(Rows from a dataset of pages and code)
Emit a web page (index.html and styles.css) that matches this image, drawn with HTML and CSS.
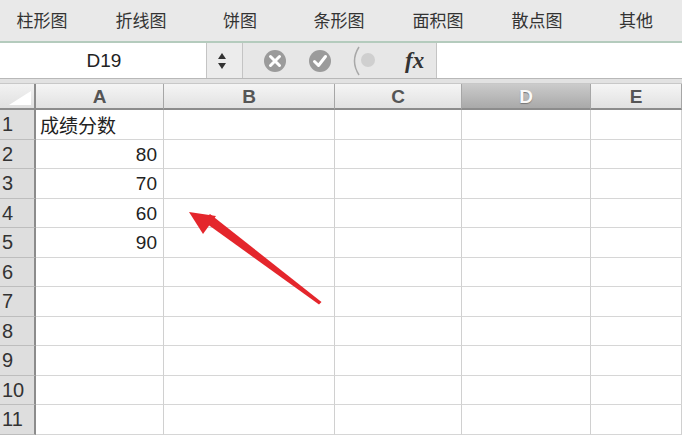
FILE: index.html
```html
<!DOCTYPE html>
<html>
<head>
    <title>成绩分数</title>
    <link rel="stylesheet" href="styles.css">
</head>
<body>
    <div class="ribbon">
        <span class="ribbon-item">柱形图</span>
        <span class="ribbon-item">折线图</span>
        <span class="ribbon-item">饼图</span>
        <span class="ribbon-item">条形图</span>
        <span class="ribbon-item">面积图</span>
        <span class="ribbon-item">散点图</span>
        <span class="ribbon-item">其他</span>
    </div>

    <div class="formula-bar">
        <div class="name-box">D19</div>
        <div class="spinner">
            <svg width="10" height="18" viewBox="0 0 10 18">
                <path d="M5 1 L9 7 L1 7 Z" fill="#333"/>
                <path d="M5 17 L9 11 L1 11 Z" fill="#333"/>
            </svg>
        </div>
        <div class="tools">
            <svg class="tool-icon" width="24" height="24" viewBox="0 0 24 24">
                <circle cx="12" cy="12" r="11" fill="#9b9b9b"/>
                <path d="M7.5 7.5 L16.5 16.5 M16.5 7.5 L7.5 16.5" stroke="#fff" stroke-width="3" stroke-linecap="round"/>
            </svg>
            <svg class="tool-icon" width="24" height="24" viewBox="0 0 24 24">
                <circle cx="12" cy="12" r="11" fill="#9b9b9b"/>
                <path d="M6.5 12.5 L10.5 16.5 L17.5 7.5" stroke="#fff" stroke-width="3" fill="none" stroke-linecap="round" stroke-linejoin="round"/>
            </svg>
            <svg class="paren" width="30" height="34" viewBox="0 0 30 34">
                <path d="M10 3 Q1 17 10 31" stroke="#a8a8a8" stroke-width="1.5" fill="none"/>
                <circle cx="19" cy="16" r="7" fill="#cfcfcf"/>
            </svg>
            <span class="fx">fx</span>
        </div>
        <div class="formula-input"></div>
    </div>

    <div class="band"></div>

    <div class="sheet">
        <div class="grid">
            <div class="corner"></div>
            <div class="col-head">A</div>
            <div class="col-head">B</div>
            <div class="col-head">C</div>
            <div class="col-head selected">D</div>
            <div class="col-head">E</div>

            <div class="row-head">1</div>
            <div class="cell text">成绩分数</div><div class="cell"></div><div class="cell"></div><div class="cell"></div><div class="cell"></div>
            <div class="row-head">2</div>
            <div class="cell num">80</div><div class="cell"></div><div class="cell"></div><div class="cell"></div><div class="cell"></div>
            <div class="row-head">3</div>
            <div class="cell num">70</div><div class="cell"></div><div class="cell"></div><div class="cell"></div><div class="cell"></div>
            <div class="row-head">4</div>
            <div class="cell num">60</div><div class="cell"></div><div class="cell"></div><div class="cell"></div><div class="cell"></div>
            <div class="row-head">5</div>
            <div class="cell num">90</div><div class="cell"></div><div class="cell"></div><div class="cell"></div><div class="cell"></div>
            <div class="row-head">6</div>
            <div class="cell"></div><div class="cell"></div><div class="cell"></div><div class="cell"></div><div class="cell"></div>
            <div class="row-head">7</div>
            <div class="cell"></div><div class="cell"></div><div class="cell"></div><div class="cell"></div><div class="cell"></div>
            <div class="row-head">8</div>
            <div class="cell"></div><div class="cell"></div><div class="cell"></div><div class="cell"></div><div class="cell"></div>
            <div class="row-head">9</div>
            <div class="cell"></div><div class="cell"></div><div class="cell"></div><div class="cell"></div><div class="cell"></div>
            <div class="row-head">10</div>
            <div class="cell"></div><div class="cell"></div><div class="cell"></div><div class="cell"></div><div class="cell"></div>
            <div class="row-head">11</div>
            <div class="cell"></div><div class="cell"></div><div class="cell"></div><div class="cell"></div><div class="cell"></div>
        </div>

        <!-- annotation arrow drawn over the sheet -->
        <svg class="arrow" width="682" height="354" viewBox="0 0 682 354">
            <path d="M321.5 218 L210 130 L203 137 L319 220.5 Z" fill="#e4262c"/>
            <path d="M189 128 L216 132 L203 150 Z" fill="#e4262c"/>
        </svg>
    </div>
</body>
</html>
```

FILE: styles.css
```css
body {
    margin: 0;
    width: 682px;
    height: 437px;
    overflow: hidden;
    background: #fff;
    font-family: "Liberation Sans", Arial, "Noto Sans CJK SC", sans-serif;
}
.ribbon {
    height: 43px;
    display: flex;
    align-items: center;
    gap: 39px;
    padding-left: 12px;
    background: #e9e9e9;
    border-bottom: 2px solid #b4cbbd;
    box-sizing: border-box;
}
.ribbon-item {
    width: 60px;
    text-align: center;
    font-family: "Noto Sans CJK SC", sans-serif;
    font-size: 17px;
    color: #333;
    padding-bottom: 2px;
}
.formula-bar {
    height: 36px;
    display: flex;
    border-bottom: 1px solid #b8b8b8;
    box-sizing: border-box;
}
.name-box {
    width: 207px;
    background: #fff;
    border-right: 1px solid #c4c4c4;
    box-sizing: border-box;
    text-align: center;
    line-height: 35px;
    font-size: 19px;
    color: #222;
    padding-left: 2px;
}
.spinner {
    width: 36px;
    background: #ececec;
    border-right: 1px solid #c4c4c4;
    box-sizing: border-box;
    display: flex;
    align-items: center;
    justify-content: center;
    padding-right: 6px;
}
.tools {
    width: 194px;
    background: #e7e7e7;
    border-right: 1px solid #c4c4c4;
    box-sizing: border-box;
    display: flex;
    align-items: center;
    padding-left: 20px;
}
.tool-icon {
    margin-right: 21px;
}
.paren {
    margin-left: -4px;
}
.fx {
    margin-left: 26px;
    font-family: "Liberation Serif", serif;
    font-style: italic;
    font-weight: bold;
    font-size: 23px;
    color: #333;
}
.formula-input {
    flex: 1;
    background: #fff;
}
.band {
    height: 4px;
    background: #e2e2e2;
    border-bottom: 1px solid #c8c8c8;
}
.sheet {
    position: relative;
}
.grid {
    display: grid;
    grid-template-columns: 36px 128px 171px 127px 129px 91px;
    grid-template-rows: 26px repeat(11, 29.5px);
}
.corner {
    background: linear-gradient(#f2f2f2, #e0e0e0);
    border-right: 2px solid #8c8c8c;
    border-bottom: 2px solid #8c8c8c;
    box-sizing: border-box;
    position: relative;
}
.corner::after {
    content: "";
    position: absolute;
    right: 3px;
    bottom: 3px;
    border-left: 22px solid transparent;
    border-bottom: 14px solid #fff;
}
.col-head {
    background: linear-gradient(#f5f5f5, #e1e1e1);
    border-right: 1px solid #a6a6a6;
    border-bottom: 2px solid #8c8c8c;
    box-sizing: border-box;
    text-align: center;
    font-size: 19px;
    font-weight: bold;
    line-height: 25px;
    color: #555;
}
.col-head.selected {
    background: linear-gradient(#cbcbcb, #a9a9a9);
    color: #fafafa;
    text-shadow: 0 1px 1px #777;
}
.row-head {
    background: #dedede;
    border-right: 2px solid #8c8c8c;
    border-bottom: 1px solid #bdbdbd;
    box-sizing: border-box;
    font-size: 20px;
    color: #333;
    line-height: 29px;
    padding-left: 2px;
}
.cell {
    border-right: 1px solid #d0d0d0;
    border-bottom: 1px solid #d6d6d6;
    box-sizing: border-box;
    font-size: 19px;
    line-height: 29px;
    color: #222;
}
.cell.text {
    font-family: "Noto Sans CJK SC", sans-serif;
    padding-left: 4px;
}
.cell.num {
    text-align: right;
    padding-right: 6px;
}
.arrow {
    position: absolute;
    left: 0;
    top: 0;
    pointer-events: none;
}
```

---

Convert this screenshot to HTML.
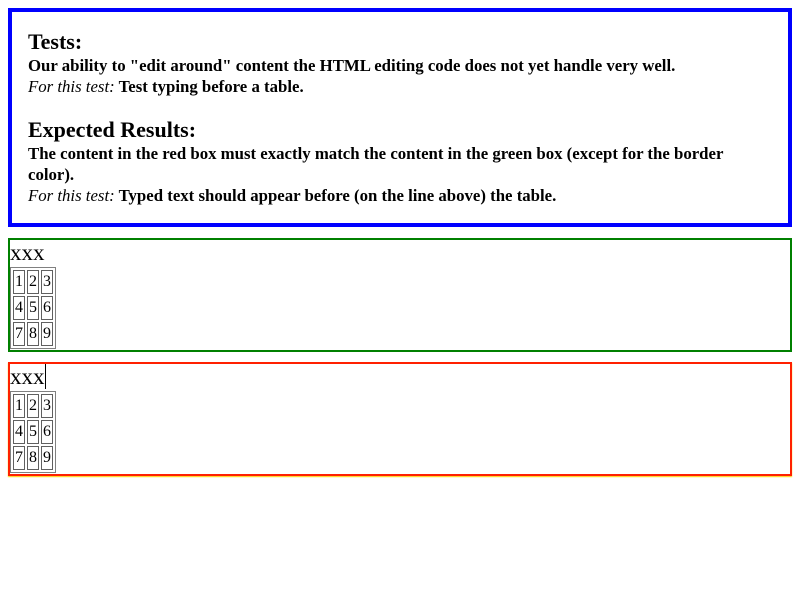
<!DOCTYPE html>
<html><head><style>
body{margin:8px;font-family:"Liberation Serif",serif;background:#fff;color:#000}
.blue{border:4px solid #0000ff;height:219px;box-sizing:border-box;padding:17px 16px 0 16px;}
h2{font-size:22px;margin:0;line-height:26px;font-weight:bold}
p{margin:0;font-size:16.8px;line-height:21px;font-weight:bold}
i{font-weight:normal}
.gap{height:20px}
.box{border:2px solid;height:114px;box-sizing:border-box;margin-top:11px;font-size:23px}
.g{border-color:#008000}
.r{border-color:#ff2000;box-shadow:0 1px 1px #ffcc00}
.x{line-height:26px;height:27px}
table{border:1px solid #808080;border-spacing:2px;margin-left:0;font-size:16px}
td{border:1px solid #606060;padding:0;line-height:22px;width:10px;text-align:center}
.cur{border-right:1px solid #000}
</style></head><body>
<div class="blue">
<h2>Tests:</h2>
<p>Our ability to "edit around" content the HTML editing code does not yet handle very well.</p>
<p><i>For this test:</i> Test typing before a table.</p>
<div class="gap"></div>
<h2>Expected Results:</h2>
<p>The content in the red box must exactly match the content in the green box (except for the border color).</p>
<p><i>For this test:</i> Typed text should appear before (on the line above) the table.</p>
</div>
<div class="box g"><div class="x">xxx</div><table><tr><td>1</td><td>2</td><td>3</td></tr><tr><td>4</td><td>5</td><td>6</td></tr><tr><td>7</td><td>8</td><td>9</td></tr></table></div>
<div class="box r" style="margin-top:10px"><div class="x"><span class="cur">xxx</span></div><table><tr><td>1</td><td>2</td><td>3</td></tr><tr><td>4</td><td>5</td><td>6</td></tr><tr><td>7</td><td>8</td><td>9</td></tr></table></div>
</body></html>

- Exercise aim: Make an exact copy of the lines from the one containing "Convert this screenshot to HTML." to the one containing "</body></html>", keeping both and leaving out every picture.

- Finished task:
Convert this screenshot to HTML.
<!DOCTYPE html>
<html><head><style>
body{margin:8px;font-family:"Liberation Serif",serif;background:#fff;color:#000}
.blue{border:4px solid #0000ff;height:219px;box-sizing:border-box;padding:17px 16px 0 16px;}
h2{font-size:22px;margin:0;line-height:26px;font-weight:bold}
p{margin:0;font-size:16.8px;line-height:21px;font-weight:bold}
i{font-weight:normal}
.gap{height:20px}
.box{border:2px solid;height:114px;box-sizing:border-box;margin-top:11px;font-size:23px}
.g{border-color:#008000}
.r{border-color:#ff2000;box-shadow:0 1px 1px #ffcc00}
.x{line-height:26px;height:27px}
table{border:1px solid #808080;border-spacing:2px;margin-left:0;font-size:16px}
td{border:1px solid #606060;padding:0;line-height:22px;width:10px;text-align:center}
.cur{border-right:1px solid #000}
</style></head><body>
<div class="blue">
<h2>Tests:</h2>
<p>Our ability to "edit around" content the HTML editing code does not yet handle very well.</p>
<p><i>For this test:</i> Test typing before a table.</p>
<div class="gap"></div>
<h2>Expected Results:</h2>
<p>The content in the red box must exactly match the content in the green box (except for the border color).</p>
<p><i>For this test:</i> Typed text should appear before (on the line above) the table.</p>
</div>
<div class="box g"><div class="x">xxx</div><table><tr><td>1</td><td>2</td><td>3</td></tr><tr><td>4</td><td>5</td><td>6</td></tr><tr><td>7</td><td>8</td><td>9</td></tr></table></div>
<div class="box r" style="margin-top:10px"><div class="x"><span class="cur">xxx</span></div><table><tr><td>1</td><td>2</td><td>3</td></tr><tr><td>4</td><td>5</td><td>6</td></tr><tr><td>7</td><td>8</td><td>9</td></tr></table></div>
</body></html>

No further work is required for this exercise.